The travails of moving into a permanent location have given Bolden a refreshed perspective of what it means to be a black business owner in Durham — especially during a time when business and political leaders are beginning to grapple with how to maintain diversity as the city’s downtown core faces rapid growth. For example: Downtown Durham Inc.’s latest master plan includes a section on diversity for the first time.
“Buying the property was not just about having a stake in Durham as much as it was about protecting it,” he said about the city’s reputation a diverse business environment. “... It’s one of my biggest fears that I think over the next two to three years (that diversity could change).”
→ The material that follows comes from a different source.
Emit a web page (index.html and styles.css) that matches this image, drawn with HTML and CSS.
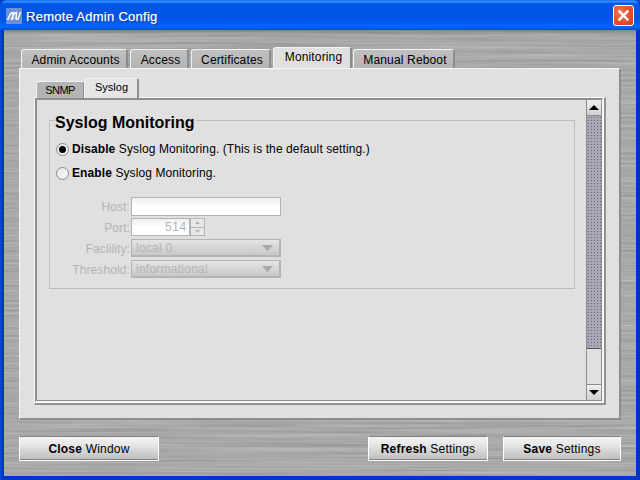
FILE: index.html
```html
<!DOCTYPE html>
<html lang="en">
<head>
<meta charset="utf-8">
<title>Remote Admin Config</title>
<link rel="stylesheet" href="styles.css">
</head>
<body>
<div class="window">
  <header class="titlebar">
    <span class="logo">
      <svg width="16" height="16" viewBox="0 0 16 16"><path d="M1.500 12 L4.500 6 Q5.500 4.500 7 4.500 L7 11.500 M5 12 L8 6 Q9 4.500 10.500 4.500 L10 10.500 Q10.500 12 12 11 L14.500 4" fill="none" stroke="#fff" stroke-width="1.500"/></svg>
    </span>
    <span class="title">Remote Admin Config</span>
    <button class="close" aria-label="Close">
      <svg width="13" height="13" viewBox="0 0 13 13"><path d="M2.500 2.500 L10.500 10.500 M10.500 2.500 L2.500 10.500" stroke="#fff" stroke-width="2.400" stroke-linecap="square"/></svg>
    </button>
  </header>
  <main class="client">
    <svg class="metal" width="632" height="446" aria-hidden="true">
      <defs>
        <filter id="brushed" x="0" y="0" width="100%" height="100%" color-interpolation-filters="sRGB">
          <feTurbulence type="fractalNoise" baseFrequency="0.005 0.4" numOctaves="3" seed="7"/>
          <feColorMatrix type="matrix" values="0.2 0 0 0 0.56  0.2 0 0 0 0.56  0.2 0 0 0 0.56  0 0 0 0 1"/>
        </filter>
        <linearGradient id="topshade" x1="0" y1="0" x2="0" y2="1">
          <stop offset="0" stop-color="#000" stop-opacity=".22"/>
          <stop offset="1" stop-color="#000" stop-opacity="0"/>
        </linearGradient>
      </defs>
      <rect width="632" height="446" filter="url(#brushed)"/>
      <rect width="632" height="5" fill="url(#topshade)"/>
    </svg>
    <nav class="tabs">
      <span class="tab t1">Admin Accounts</span>
      <span class="tab t2">Access</span>
      <span class="tab t3">Certificates</span>
      <span class="tab active t4">Monitoring</span>
      <span class="tab t5">Manual Reboot</span>
    </nav>
    <section class="panel">
      <nav class="subtabs">
        <span class="subtab">SNMP</span>
        <span class="subtab active">Syslog</span>
      </nav>
      <div class="content">
        <div class="well">
          <div class="frame">
            <div class="scrollarea">
              <fieldset class="group">
                <legend>Syslog Monitoring</legend>
                <div class="radio first"><span class="dot on"></span><span><b>Disable</b> Syslog Monitoring. (This is the default setting.)</span></div>
                <div class="radio"><span class="dot"></span><span><b>Enable</b> Syslog Monitoring.</span></div>
                <div class="form">
                  <div class="row"><label>Host:</label><span class="input wide"></span></div>
                  <div class="row"><label>Port:</label><span class="input port">514</span>
                    <span class="spin"><i><svg width="5" height="3" viewBox="0 0 5 3"><path d="M2.500 0 L5 3 H0Z" fill="#b4b4b4"/></svg></i><i><svg width="5" height="3" viewBox="0 0 5 3"><path d="M0 0 H5 L2.500 3Z" fill="#b4b4b4"/></svg></i></span></div>
                  <div class="row"><label>Faclility:</label><span class="select">local 0<svg width="11" height="6" viewBox="0 0 11 6"><path d="M0 0 H11 L5.500 6Z" fill="#a8a8a8"/></svg></span></div>
                  <div class="row"><label>Threshold:</label><span class="select">informational<svg width="11" height="6" viewBox="0 0 11 6"><path d="M0 0 H11 L5.500 6Z" fill="#a8a8a8"/></svg></span></div>
                </div>
              </fieldset>
            </div>
            <div class="scrollbar">
              <span class="arrow"><svg width="10" height="5" viewBox="0 0 10 5"><path d="M5 0 L10 5 H0Z" fill="#000"/></svg></span>
              <span class="thumb"></span>
              <span class="track"></span>
              <span class="arrow"><svg width="10" height="5" viewBox="0 0 10 5"><path d="M0 0 H10 L5 5Z" fill="#000"/></svg></span>
            </div>
          </div>
        </div>
      </div>
    </section>
    <footer class="actions">
      <button class="btn b-close"><b>Close</b> Window</button>
      <span class="spacer"></span>
      <button class="btn b-refresh"><b>Refresh</b> Settings</button>
      <button class="btn b-save"><b>Save</b> Settings</button>
    </footer>
  </main>
</div>
</body>
</html>
```
FILE: styles.css
```css
* { box-sizing: border-box; }
html, body { margin: 0; padding: 0; }
body { width: 640px; height: 480px; overflow: hidden; font-family: "Liberation Sans", Arial, sans-serif; font-size: 12px; color: #000; background: #0a3fd0; }
.window {
  width: 640px; height: 480px; display: flex; flex-direction: column;
  background: linear-gradient(90deg, #0a50e8, #0036c4 2px, #0036c4 638px, #0a2fa8);
  border-radius: 7px 7px 0 0; overflow: hidden;
}
.titlebar {
  height: 30px; flex: none; display: flex; align-items: center; padding: 2px 6px 0 6px;
  background: linear-gradient(180deg, #0058e6 0, #3a93ff 1px, #288eff 2px, #0f60ec 3px, #0055e4 5px, #0054e3 16px, #0058ea 22px, #0068f6 26px, #0060f0 28px, #0048d0 30px);
}
.logo { width: 16px; height: 16px; margin-right: 4px; background: #6d8fd8; display: block; }
.logo svg { display: block; }
.title { flex: 1; color: #fff; font-size: 13px; letter-spacing: .27px; -webkit-text-stroke: .25px #fff; text-shadow: 1px 1px 0 #0f2f9a; }
.close {
  width: 21px; height: 21px; margin-top: -2px; padding: 0; display: flex; align-items: center; justify-content: center;
  border: 1px solid #fff; border-radius: 3px;
  background: radial-gradient(circle at 35% 35%, #ee7a55, #e0502c 55%, #c83c14);
}
.close svg { display: block; }
.client {
  flex: 1; margin: 0 4px 4px; padding: 17px 15px 0 15px; min-height: 0;
  display: flex; flex-direction: column; position: relative;
  background-color: #a9a9a9;
}
.metal { position: absolute; left: 0; top: 0; display: block; }
.tabs, .panel, .actions { position: relative; }
.tabs { display: flex; align-items: flex-end; height: 21px; padding-left: 2px; z-index: 1; }
.tab {
  height: 19px; margin-right: 2px; display: flex; align-items: center; justify-content: center;
  background: linear-gradient(180deg, #c0c0c0, #b4b4b4); letter-spacing: .15px; line-height: 1;
  border-top: 1px solid #f2f2f2; border-left: 1px solid #f2f2f2; border-right: 2px solid #8c8c8c; border-radius: 3px 3px 0 0;
  padding: 2px 0 0 3px;
}
.tab.active { height: 21px; background: #e0e0e0; padding: 0 0 3px 3px; margin-right: 1px; }
.t1 { width: 107px; } .t2 { width: 59px; } .t3 { width: 80px; } .t4 { width: 79px; } .t5 { width: 102px; }
.panel {
  height: 352px; flex: none; display: flex; flex-direction: column; padding: 10px 13px 13px 14px;
  background: #e0e0e0; border-top: 1px solid #f6f6f6; border-left: 1px solid #f6f6f6;
  border-right: 2px solid #8e8e8e; border-bottom: 2px solid #8e8e8e;
}
.subtabs { display: flex; align-items: flex-end; height: 19px; padding-left: 2px; position: relative; z-index: 1; margin-bottom: -1px; }
.subtab {
  height: 17px; width: 48px; display: flex; align-items: center; justify-content: center; font-size: 11px; line-height: 1; letter-spacing: -.6px;
  background: #b4b4b4; border-top: 1px solid #f2f2f2; border-left: 1px solid #f2f2f2; border-right: 1px solid #8c8c8c; border-radius: 3px 3px 0 0;
}
.subtab.active { height: 20px; width: 55px; background: #e6e6e6; border-right: 2px solid #8c8c8c; letter-spacing: 0; padding: 0 0 2px 1px; }
.content {
  flex: 1; min-height: 0; display: flex; background: #e0e0e0;
  border-style: solid; border-width: 1px 2px 2px 1px; border-color: #f8f8f8 #939393 #939393 #f8f8f8;
}
.well {
  flex: 1; min-width: 0; display: flex;
  border-style: solid; border-width: 1px 2px 2px 1px; border-color: #8e8e8e #f8f8f8 #f8f8f8 #8e8e8e;
}
.frame { flex: 1; min-width: 0; display: flex; border: 1px solid #8e8e8e; }
.scrollarea { flex: 1; min-width: 0; padding: 9px 0 0 12px; }
.group { margin: 0; padding: 0 0 0 6px; height: 180px; width: 526px; border: 1px solid #bdbdbd; min-width: 0; }
.group legend { padding: 5px 1px 0 0; margin-left: -1px; font-size: 16px; line-height: 18px; font-weight: 700; }
.radio { display: flex; align-items: center; height: 24px; gap: 3px; font-size: 12px; letter-spacing: .1px; }
.radio.first { margin-top: 5px; }
.radio b { font-weight: 700; }
.dot { width: 13px; height: 13px; border: 1px solid #8b8b8b; border-radius: 50%; background: linear-gradient(135deg, #e4e4e4, #fafafa); flex: none; display: flex; align-items: center; justify-content: center; }
.dot.on::after { content: ""; width: 7px; height: 7px; border-radius: 50%; background: #000; }
.form { margin-top: 12px; display: flex; flex-direction: column; gap: 1px; }
.row { display: flex; align-items: center; height: 20px; color: #b4b4b4; letter-spacing: .1px; }
.row label { width: 74px; text-align: right; }
.input { align-self: flex-start; border: 1px solid #b4b4b4; height: 19px; background: linear-gradient(180deg, #eee, #fff 50%); margin-left: 1px; display: flex; align-items: center; justify-content: flex-end; padding-right: 2px; }
.wide { width: 150px; }
.port { width: 59px; height: 18px; letter-spacing: .7px; }
.spin { align-self: flex-start; display: flex; flex-direction: column; width: 15px; height: 18px; border: 1px solid #b4b4b4; }
.spin i { flex: 1; display: flex; align-items: center; justify-content: center; background: #e8e8e8; }
.spin i + i { border-top: 1px solid #b4b4b4; }
.spin svg { display: block; }
.select { align-self: flex-start; width: 150px; height: 18px; margin-left: 1px; display: flex; align-items: center; justify-content: space-between; padding: 0 6px 0 4px; background: linear-gradient(180deg, #e4e4e4, #c8c8c8); border: 1px solid #b4b4b4; border-right-width: 2px; border-bottom-width: 2px; letter-spacing: .25px; }
.scrollbar { width: 15px; flex: none; display: flex; flex-direction: column; border-left: 1px solid #8c8c8c; background: #e0e0e0; }
.arrow { height: 16px; flex: none; display: flex; align-items: center; justify-content: center; background: linear-gradient(180deg, #f0f0f0, #d0d0d0); border-bottom: 1px solid #8c8c8c; }
.arrow:last-child { border-top: 1px solid #8c8c8c; border-bottom: 0; }
.arrow svg { display: block; }
.thumb { height: 233px; flex: none; border-bottom: 1px solid #555; background-color: #a8a8b8; background-image: radial-gradient(circle, #6a6a80 .7px, transparent .8px); background-size: 3px 3px; }
.track { flex: 1; }
.actions { display: flex; align-items: flex-start; padding-top: 16px; }
.spacer { flex: 1; }
.btn {
  height: 25px; padding: 0; font: 12px "Liberation Sans", Arial, sans-serif; letter-spacing: .2px; color: #000;
  background: linear-gradient(180deg, #f4f4f4, #e8e8e8 30%, #bcbcbc);
  border: 1px solid #fff; border-top-color: #808080; box-shadow: inset 0 -1px 0 #808080;
}
.b-close { width: 140px; }
.b-refresh { width: 120px; }
.b-save { width: 118px; margin-left: 15px; }
```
Bolden hopes that Beyu becomes a business that embodies the reputation Durham has earned as being a diverse business ecosystem.
“I am a firm believer that what has always separated Durham from any other place, and the reason that we call it Dirty Durham, is diversity,” he said. “... I am hoping new companies coming to Durham like it for its authenticity and its grit, and work to maintain diversity in the workforce.”
Bolden believes that starts with making sure your own employees represent a diverse mix of individuals. To ensure an equitable mix, you have to pay attention to your hiring process, he said — adding that he doesn’t look at criminal records in that process, and he prioritizes an even male-to-female ratio as well as hiring transgender employees.
But maintaining diversity also requires public discourse, he said, adding that he has felt compelled to take more risks in making Beyu a place where discourse happens — especially in regard to politics.
Beyu has hosted several political and cultural events in the past year, including Chelsea Clinton, who held a rally there for her mother Hillary Clinton’s 2016 presidential campaign, and hip hop artist Talib Kweli, who spoke about hip hop’s role in politics.
“I've made a commitment to being more socially active even if it might cost me financially,” he said. “We definitely got some backlash for (hosting Chelsea Clinton). But the reality is that I felt that we needed to be more engaged in civil discourse.
“... The goal (of Beyu) was to always have it be a diverse and open platform for people to be engaged and (for politicians) to meet the people. To go where they are at instead of going to town hall.”
The strategy seems to be working, as the coffee shop continued to grow despite the hardships of relocating.
“Compared to year over year we are doing really well,” Bolden said. “... The restaurant business has been down by about 2 to 3 percent industry wide, but we have been able to remain stable enough that we can think about what is coming next.”